STORY: In 1979 and with no gay life to speak of, I scrimped to save a few thousand dollars, negotiated my departure from my firm, sublet my Manhattan apartment, and took off for California in my little Toyota Celica. In retrospect, I had to leave NYC to “learn to be gay.”
I drove across the country, stopping in every town large enough to have a gay bar, using my Damron’s Gay Travel Guide, and checking out what each city’s “gay scene” looked like. I even kept a list of every place I visited (see two images immediately below).
I started out at bars in DC. Then, I dropped into the Discovery Disco in Little Rock, a sad, empty room with its hanging glass ball and two forlorn-looking patrons. I thanked my lucky stars that evening that I lived in NYC. After that, I visited bars and discos in Dallas, Austin, Houston, Albuquerque, Phoenix, and a whole host in West Coast cities.
I’m not sure what I expected, but the places I frequented represented a broad spectrum of Gay America: cruise bars, country and western dance clubs, discos, leather bars, and gay restaurants. Some were crowded, popular, and cruisy. But, on average, most were quiet, with non-descript-looking guys, and not all that memorable. Accordingly and unsurprisingly, I most vividly remember the handful of establishments where I met men with whom I went home.
The scene got progressively better as I visited larger cities where “gayborhoods” had sprung up, like the Montrose in Houston and Cedar Springs in Dallas. I was still intimidated by the intensely sexual atmosphere I typically encountered, but city by city I began to get more accustomed to it. My first “conquest” was a muscular Hispanic with a mustache and goatee in Houston who took me home for a romp while his partner was out of town. By the time I reached San Diego, I felt I had at least begun to get the hang of bar etiquette.
On one of my first nights in San Diego, I walked into the city’s largest gay disco, the West Coast Production Company (known as the “Wussy Pussy” to regulars), and was served by a handsome young bartender, Bo Ronilo.
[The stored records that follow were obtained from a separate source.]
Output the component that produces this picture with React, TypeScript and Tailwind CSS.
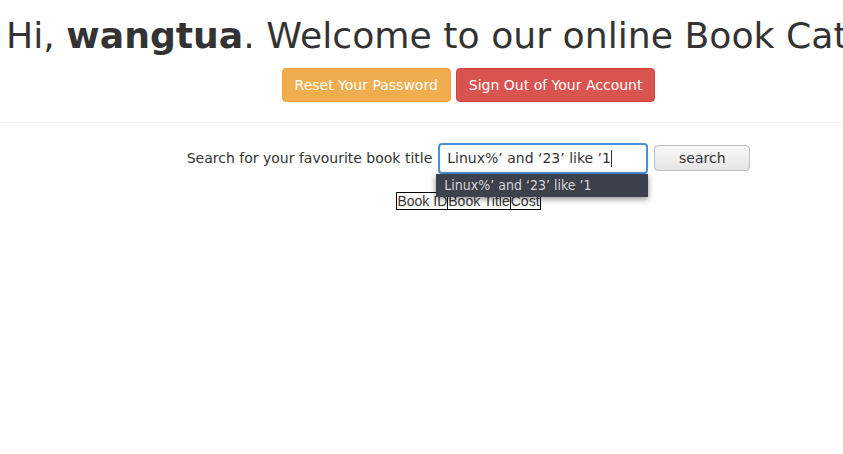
import React from "react";

const dejavu = { fontFamily: '"DejaVu Sans", sans-serif' };

const App: React.FC = () => {
  return (
    <div className="w-full h-[454px] overflow-hidden bg-white text-[#333]" style={dejavu}>
      <div className="w-[937px]">
        {/* Greeting */}
        <h1 className="mt-4 mb-3 px-[6px] text-[36.2px] leading-[39.6px] font-normal whitespace-nowrap">
          Hi, <b>wangtua</b>. Welcome to our online Book Catalogue
        </h1>

        <div className="flex justify-center gap-[5px]">
          <button className="px-3 py-[6px] text-[14px] leading-[20px] text-white bg-[#f0ad4e] border border-[#eea236] rounded-[4px]">
            Reset Your Password
          </button>
          <button className="px-3 py-[6px] text-[14px] leading-[20px] text-white bg-[#d9534f] border border-[#d43f3a] rounded-[4px]">
            Sign Out of Your Account
          </button>
        </div>

        <hr className="mt-5 mb-5 border-0 border-t border-[#eee]" />

        {/* Search form */}
        <div className="flex justify-center items-center text-[14px]">
          <label className="mr-[6px]">Search for your favourite book title</label>
          <div className="relative">
            <div className="w-[210px] h-[31px] border-2 border-[#4a90d9] rounded-[4px] flex items-center pl-[7px] bg-white">
              <span>Linux%’ and ‘23’ like ’1</span>
              <span className="w-px h-[17px] bg-[#333]" />
            </div>
            {/* autofill popup */}
            <div className="absolute left-[-2px] top-[31px] w-[212px] h-[23px] bg-[#3d414b] text-[#d3d5d9] flex items-center pl-[8px] shadow-[0_2px_6px_rgba(0,0,0,0.45)] z-10">
              <span style={{ fontFamily: '"DejaVu Sans Condensed", "DejaVu Sans", sans-serif' }}>
                Linux%’ and ‘23’ like ’1
              </span>
            </div>
          </div>
          <button className="ml-[6px] w-[96px] h-[26px] border border-[#bdbdbd] rounded-[4px] bg-gradient-to-b from-[#f7f7f7] to-[#e6e6e6] text-[#333]">
            search
          </button>
        </div>

        {/* Results */}
        <div className="flex justify-center mt-[18px]">
          <table
            className="border-collapse text-[14px] leading-[16px] text-[#333]"
            style={{ fontFamily: '"Liberation Sans", Arial, sans-serif' }}
          >
            <tbody>
              <tr>
                <td className="border border-black p-0">Book ID</td>
                <td className="border border-black p-0">Book Title</td>
                <td className="border border-black p-0">Cost</td>
              </tr>
            </tbody>
          </table>
        </div>
      </div>
    </div>
  );
};

export default App;
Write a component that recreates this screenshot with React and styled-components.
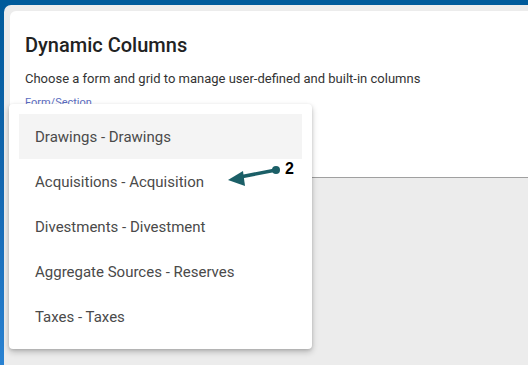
import React from 'react';
import styled, {createGlobalStyle} from 'styled-components';

const Global = createGlobalStyle`
  html, body {
    margin: 0;
    padding: 0;
    width: 528px;
    height: 365px;
    overflow: hidden;
  }
  body {
    font-family: Roboto, "Liberation Sans", sans-serif;
    background: linear-gradient(180deg, #005a9a 0%, #1467b0 50%, #2a82d2 100%);
  }
`;

const Shell = styled.div`
  position: relative;
  height: 365px;
  padding: 5px 0 0 4px;
  box-sizing: border-box;
  background: linear-gradient(#005b9b, #005b9b) top / 100% 5px no-repeat;
`;

const Frame = styled.div`
  height: 360px;
  background: #ececec;
  border-top-left-radius: 7px;
  padding: 6px 0 0 6px;
  box-sizing: border-box;
`;

const Card = styled.div`
  height: 167px;
  box-sizing: border-box;
  background: #fff;
  border-top-left-radius: 6px;
  border-bottom: 1px solid #a0a0a0;
  padding: 22px 15px 0;
`;

const Title = styled.h1`
  margin: 0;
  font-size: 20px;
  font-weight: 500;
  color: #222;
  line-height: 24px;
`;

const Subtitle = styled.p`
  margin: 14px 0 0;
  font-size: 13px;
  color: #333;
  line-height: 16px;
`;

const Label = styled.div`
  margin-top: 9px;
  font-size: 11px;
  color: #5b6cc0;
  line-height: 14px;
`;

const Menu = styled.ul`
  position: absolute;
  left: 9px;
  top: 104px;
  width: 303px;
  margin: 0;
  padding: 10px 10px;
  box-sizing: border-box;
  list-style: none;
  background: #fff;
  border-radius: 4px;
  box-shadow: 0 3px 6px rgba(0, 0, 0, 0.22), 0 1px 3px rgba(0, 0, 0, 0.12);
`;

const Item = styled.li`
  height: 45px;
  display: flex;
  align-items: center;
  padding: 0 16px;
  font-size: 15px;
  color: #4a4a4a;
  background: ${p => (p.$active ? '#f4f4f4' : 'transparent')};
`;

const Callout = styled.div`
  position: absolute;
  left: 224px;
  top: 159px;
  display: flex;
  align-items: flex-start;
`;

const Num = styled.span`
  font-family: "Liberation Sans", Arial, sans-serif;
  font-size: 16px;
  font-weight: 700;
  color: #000;
  line-height: 18px;
  margin-left: 3px;
  margin-top: 1px;
`;

const items = [
    'Drawings - Drawings',
    'Acquisitions - Acquisition',
    'Divestments - Divestment',
    'Aggregate Sources - Reserves',
    'Taxes - Taxes',
];

export default () => (
    <Shell>
        <Global />
        <Frame>
            <Card>
                <Title>Dynamic Columns</Title>
                <Subtitle>Choose a form and grid to manage user-defined and built-in columns</Subtitle>
                <Label>Form/Section</Label>
            </Card>
        </Frame>
        <Menu>
            {items.map((item, i) => (
                <Item key={item} $active={i === 0}>{item}</Item>
            ))}
        </Menu>
        <Callout>
            <svg width="58" height="30" viewBox="0 0 58 30">
                <line x1="52" y1="11" x2="16" y2="18" stroke="#1b5f67" strokeWidth="3.5" strokeLinecap="round" />
                <circle cx="52" cy="11" r="4" fill="#1b5f67" />
                <polygon points="4,21 19,12 21,27" fill="#1b5f67" />
            </svg>
            <Num>2</Num>
        </Callout>
    </Shell>
);
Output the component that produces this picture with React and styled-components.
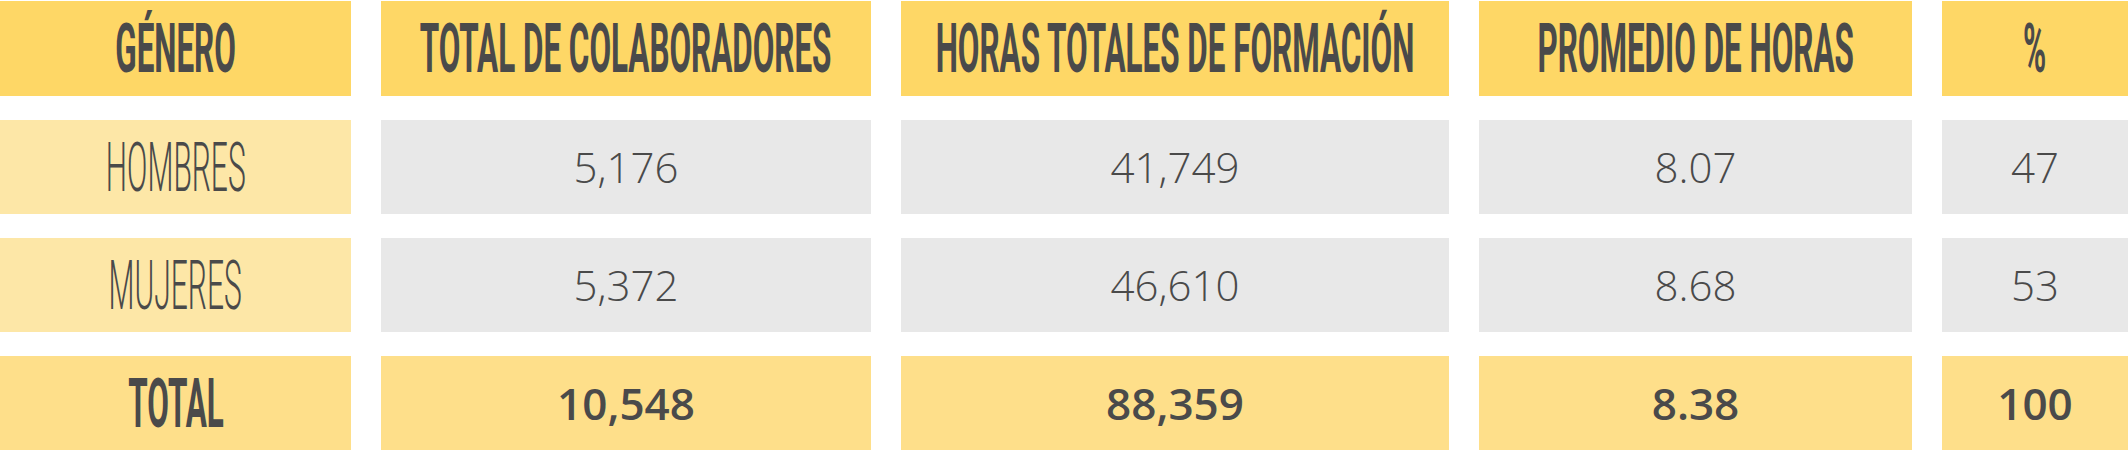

In part, because I didn’t pay him the attention he was accustomed to getting, Bo sent a bar-back over to me with a complimentary beer.
After supplying me with free beers and several quaaludes (the two weren’t supposed to be mixed) to keep me occupied until 4 a.m. closing time, he spirited me home for a steamy late-night romp. Bo turned out to be a sweet guy from the same redneck southern region on the Florida / Alabama border where I had grown up. He was surprised when, unlike his usual one-night stands, I chose to stick around the following day. That led to us hooking up and hanging out every time I returned to San Diego that summer.
One day, we went to San Diego's famous secluded clothing optional/gay Black's Beach, at the foot of 250 foot high cliffs. I persuaded Bo to join me on my daily five-mile run, totally nude, but he dropped out after a mile. I kept at it and eventually was "pulled over" by a policeman and policewoman in a van, who issued me a citation for being nude on a public beach. Unbeknownst to me, I'd strayed from the city beach onto the county beach (or vice versa), where nudity wasn't permitted. The ticket I received is shown immediately below.
Bo introduced me to his friends. It was an era when sex with multiple partners was considered a good thing among young gay men. So, with no hard feelings on his part, I slept with a couple of his friends, who became my friends as well.
From there, it was on to LA and San Francisco. I was exposed to their more established drug and disco culture, especially in LA with its famous Probe nightclub, where drugs and men circulated faster than a secret among gossipers.
By the time I drove back to NYC three months later, I had gained insight and confidence about being gay. Without that time away for experimentation, my integration into the social gay scene at 27 years of age would surely have taken place even later.